• Job:
Copy the data that follows exactly. Include no pictures.

• Source data:
## Start

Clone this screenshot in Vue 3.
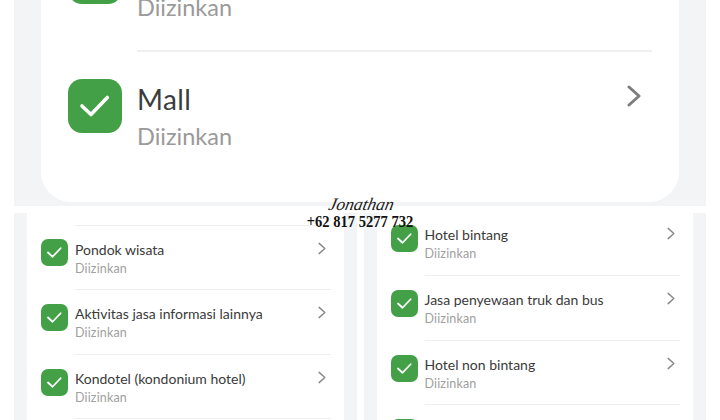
<template>
  <div class="page">
    <section class="top">
      <div class="card">
        <div class="big-row">
          <div class="big-icon">
            <svg viewBox="0 0 54 54" width="54" height="54"><path d="M14 27l9 8.500L39.300 18.500" /></svg>
          </div>
          <div class="big-body">
            <div class="big-text">
              <div class="big-title">Kantor</div>
              <div class="big-sub">Diizinkan</div>
            </div>
          </div>
        </div>
        <div class="big-row">
          <div class="big-icon">
            <svg viewBox="0 0 54 54" width="54" height="54"><path d="M14 27l9 8.500L39.300 18.500" /></svg>
          </div>
          <div class="big-body last">
            <div class="big-text">
              <div class="big-title">Mall</div>
              <div class="big-sub">Diizinkan</div>
            </div>
            <svg class="big-chevron" viewBox="0 0 14 22" width="14" height="22"><path d="M2 2l10 9-10 9" /></svg>
          </div>
        </div>
      </div>
    </section>

    <section class="columns">
      <div v-for="(col, i) in columns" :key="i" class="column">
        <div class="list" :class="col.cls">
          <div v-for="item in col.items" :key="item" class="row">
            <div class="icon">
              <svg viewBox="0 0 54 54" width="27" height="27"><path d="M14 27l9 8.500L39.300 18.500" /></svg>
            </div>
            <div class="body">
              <div class="text">
                <div class="title">{{ item }}</div>
                <div class="sub">Diizinkan</div>
              </div>
              <svg class="chevron" viewBox="0 0 14 22" width="8" height="13"><path d="M2 2l10 9-10 9" /></svg>
            </div>
          </div>
        </div>
      </div>
    </section>

    <div class="mark">
      <div class="mark-name">Jonathan</div>
      <div class="mark-phone">+62 817 5277 732</div>
    </div>
  </div>
</template>

<script setup>
const columns = [
  {
    cls: 'left',
    items: ['Pondok wisata', 'Aktivitas jasa informasi lainnya', 'Kondotel (kondonium hotel)'],
  },
  {
    cls: 'right',
    items: ['Hotel bintang', 'Jasa penyewaan truk dan bus', 'Hotel non bintang', 'Losmen'],
  },
];
</script>

<style>
html,
body {
  background: #fff;
}
</style>

<style scoped>
.page {
  position: relative;
  width: 720px;
  height: 420px;
  overflow: hidden;
  background: #fff;
  font-family: Lato, "Open Sans", sans-serif;
}

.top {
  height: 206px;
  margin: 0 14px;
  padding: 0 27px 4px;
  box-sizing: border-box;
  background: #f2f4f5;
}

.card {
  height: 100%;
  display: flex;
  flex-direction: column;
  justify-content: flex-end;
  overflow: hidden;
  background: #fff;
  border-radius: 0 0 30px 30px;
}

.big-row {
  display: flex;
  flex-shrink: 0;
  padding-left: 27px;
}

.big-icon {
  width: 54px;
  height: 54px;
  margin-top: 27px;
  border-radius: 14px;
  background: #43a047;
  flex-shrink: 0;
}

.big-icon svg,
.icon svg {
  display: block;
}

.big-icon path,
.icon path {
  fill: none;
  stroke: #fff;
  stroke-width: 3.600;
  stroke-linecap: round;
  stroke-linejoin: round;
}

.big-body {
  flex: 1;
  height: 129px;
  box-sizing: border-box;
  margin: 0 27px 0 15px;
  display: flex;
  justify-content: space-between;
  border-bottom: 2px solid #efefef;
}

.big-body.last {
  height: 150px;
  border-bottom: 0;
}

.big-text {
  padding-top: 29px;
}

.big-title {
  height: 37px;
  line-height: 36px;
  font-size: 28px;
  letter-spacing: 0.400px;
  color: #3c3c3c;
}

.big-sub {
  height: 36px;
  line-height: 36px;
  font-size: 23.500px;
  color: #9a9a9a;
}

.big-chevron {
  margin: 33px 11px 0 0;
}

.big-chevron path,
.chevron path {
  fill: none;
  stroke: #7d7d7d;
  stroke-width: 3;
  stroke-linecap: round;
  stroke-linejoin: round;
}

.chevron path {
  stroke: #888888;
  stroke-width: 2.500;
}

.columns {
  display: flex;
  gap: 7px;
  margin: 7px 14px 0;
}

.column {
  flex: 1;
  height: 207px;
  padding: 0 13px;
  background: #f2f4f5;
}

.list {
  height: 100%;
  overflow: hidden;
  background: #fff;
}

.list.left {
  padding-top: 12px;
}

.list.left .row:first-child .body {
  border-top: 1px solid #eeeeee;
}

.list.right .row:first-child {
  margin-top: -2px;
}

.row {
  display: flex;
  padding-left: 14px;
}

.icon {
  width: 27px;
  height: 27px;
  margin-top: 14px;
  border-radius: 7px;
  background: #43a047;
  flex-shrink: 0;
}

.body {
  flex: 1;
  height: 64.800px;
  box-sizing: border-box;
  margin: 0 13px 0 7px;
  display: flex;
  justify-content: space-between;
  border-bottom: 1px solid #eeeeee;
}

.text {
  padding-top: 15px;
}

.title {
  height: 18px;
  line-height: 18px;
  font-size: 14px;
  color: #3a3a3a;
}

.sub {
  height: 18px;
  line-height: 20px;
  font-size: 12.500px;
  letter-spacing: 0.150px;
  color: #a0a0a0;
}

.chevron {
  margin: 16px 5px 0 0;
}

.mark {
  position: absolute;
  left: 300px;
  top: 194px;
  width: 120px;
  text-align: center;
  color: #111;
}

.mark-name {
  height: 20px;
  line-height: 20px;
  padding-left: 3px;
  font-family: "Liberation Serif", serif;
  font-style: italic;
  font-size: 17.500px;
  color: #222;
  transform: skewX(-12deg);
}

.mark-phone {
  line-height: 16px;
  font-family: "Liberation Serif", serif;
  font-weight: 700;
  font-size: 17px;
  white-space: nowrap;
  margin-left: -20px;
  margin-right: -20px;
  transform: scaleX(0.855);
}
</style>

## End

• Exercise answer:
Clone this screenshot in Vue 3.
<template>
  <div class="page">
    <section class="top">
      <div class="card">
        <div class="big-row">
          <div class="big-icon">
            <svg viewBox="0 0 54 54" width="54" height="54"><path d="M14 27l9 8.500L39.300 18.500" /></svg>
          </div>
          <div class="big-body">
            <div class="big-text">
              <div class="big-title">Kantor</div>
              <div class="big-sub">Diizinkan</div>
            </div>
          </div>
        </div>
        <div class="big-row">
          <div class="big-icon">
            <svg viewBox="0 0 54 54" width="54" height="54"><path d="M14 27l9 8.500L39.300 18.500" /></svg>
          </div>
          <div class="big-body last">
            <div class="big-text">
              <div class="big-title">Mall</div>
              <div class="big-sub">Diizinkan</div>
            </div>
            <svg class="big-chevron" viewBox="0 0 14 22" width="14" height="22"><path d="M2 2l10 9-10 9" /></svg>
          </div>
        </div>
      </div>
    </section>

    <section class="columns">
      <div v-for="(col, i) in columns" :key="i" class="column">
        <div class="list" :class="col.cls">
          <div v-for="item in col.items" :key="item" class="row">
            <div class="icon">
              <svg viewBox="0 0 54 54" width="27" height="27"><path d="M14 27l9 8.500L39.300 18.500" /></svg>
            </div>
            <div class="body">
              <div class="text">
                <div class="title">{{ item }}</div>
                <div class="sub">Diizinkan</div>
              </div>
              <svg class="chevron" viewBox="0 0 14 22" width="8" height="13"><path d="M2 2l10 9-10 9" /></svg>
            </div>
          </div>
        </div>
      </div>
    </section>

    <div class="mark">
      <div class="mark-name">Jonathan</div>
      <div class="mark-phone">+62 817 5277 732</div>
    </div>
  </div>
</template>

<script setup>
const columns = [
  {
    cls: 'left',
    items: ['Pondok wisata', 'Aktivitas jasa informasi lainnya', 'Kondotel (kondonium hotel)'],
  },
  {
    cls: 'right',
    items: ['Hotel bintang', 'Jasa penyewaan truk dan bus', 'Hotel non bintang', 'Losmen'],
  },
];
</script>

<style>
html,
body {
  background: #fff;
}
</style>

<style scoped>
.page {
  position: relative;
  width: 720px;
  height: 420px;
  overflow: hidden;
  background: #fff;
  font-family: Lato, "Open Sans", sans-serif;
}

.top {
  height: 206px;
  margin: 0 14px;
  padding: 0 27px 4px;
  box-sizing: border-box;
  background: #f2f4f5;
}

.card {
  height: 100%;
  display: flex;
  flex-direction: column;
  justify-content: flex-end;
  overflow: hidden;
  background: #fff;
  border-radius: 0 0 30px 30px;
}

.big-row {
  display: flex;
  flex-shrink: 0;
  padding-left: 27px;
}

.big-icon {
  width: 54px;
  height: 54px;
  margin-top: 27px;
  border-radius: 14px;
  background: #43a047;
  flex-shrink: 0;
}

.big-icon svg,
.icon svg {
  display: block;
}

.big-icon path,
.icon path {
  fill: none;
  stroke: #fff;
  stroke-width: 3.600;
  stroke-linecap: round;
  stroke-linejoin: round;
}

.big-body {
  flex: 1;
  height: 129px;
  box-sizing: border-box;
  margin: 0 27px 0 15px;
  display: flex;
  justify-content: space-between;
  border-bottom: 2px solid #efefef;
}

.big-body.last {
  height: 150px;
  border-bottom: 0;
}

.big-text {
  padding-top: 29px;
}

.big-title {
  height: 37px;
  line-height: 36px;
  font-size: 28px;
  letter-spacing: 0.400px;
  color: #3c3c3c;
}

.big-sub {
  height: 36px;
  line-height: 36px;
  font-size: 23.500px;
  color: #9a9a9a;
}

.big-chevron {
  margin: 33px 11px 0 0;
}

.big-chevron path,
.chevron path {
  fill: none;
  stroke: #7d7d7d;
  stroke-width: 3;
  stroke-linecap: round;
  stroke-linejoin: round;
}

.chevron path {
  stroke: #888888;
  stroke-width: 2.500;
}

.columns {
  display: flex;
  gap: 7px;
  margin: 7px 14px 0;
}

.column {
  flex: 1;
  height: 207px;
  padding: 0 13px;
  background: #f2f4f5;
}

.list {
  height: 100%;
  overflow: hidden;
  background: #fff;
}

.list.left {
  padding-top: 12px;
}

.list.left .row:first-child .body {
  border-top: 1px solid #eeeeee;
}

.list.right .row:first-child {
  margin-top: -2px;
}

.row {
  display: flex;
  padding-left: 14px;
}

.icon {
  width: 27px;
  height: 27px;
  margin-top: 14px;
  border-radius: 7px;
  background: #43a047;
  flex-shrink: 0;
}

.body {
  flex: 1;
  height: 64.800px;
  box-sizing: border-box;
  margin: 0 13px 0 7px;
  display: flex;
  justify-content: space-between;
  border-bottom: 1px solid #eeeeee;
}

.text {
  padding-top: 15px;
}

.title {
  height: 18px;
  line-height: 18px;
  font-size: 14px;
  color: #3a3a3a;
}

.sub {
  height: 18px;
  line-height: 20px;
  font-size: 12.500px;
  letter-spacing: 0.150px;
  color: #a0a0a0;
}

.chevron {
  margin: 16px 5px 0 0;
}

.mark {
  position: absolute;
  left: 300px;
  top: 194px;
  width: 120px;
  text-align: center;
  color: #111;
}

.mark-name {
  height: 20px;
  line-height: 20px;
  padding-left: 3px;
  font-family: "Liberation Serif", serif;
  font-style: italic;
  font-size: 17.500px;
  color: #222;
  transform: skewX(-12deg);
}

.mark-phone {
  line-height: 16px;
  font-family: "Liberation Serif", serif;
  font-weight: 700;
  font-size: 17px;
  white-space: nowrap;
  margin-left: -20px;
  margin-right: -20px;
  transform: scaleX(0.855);
}
</style>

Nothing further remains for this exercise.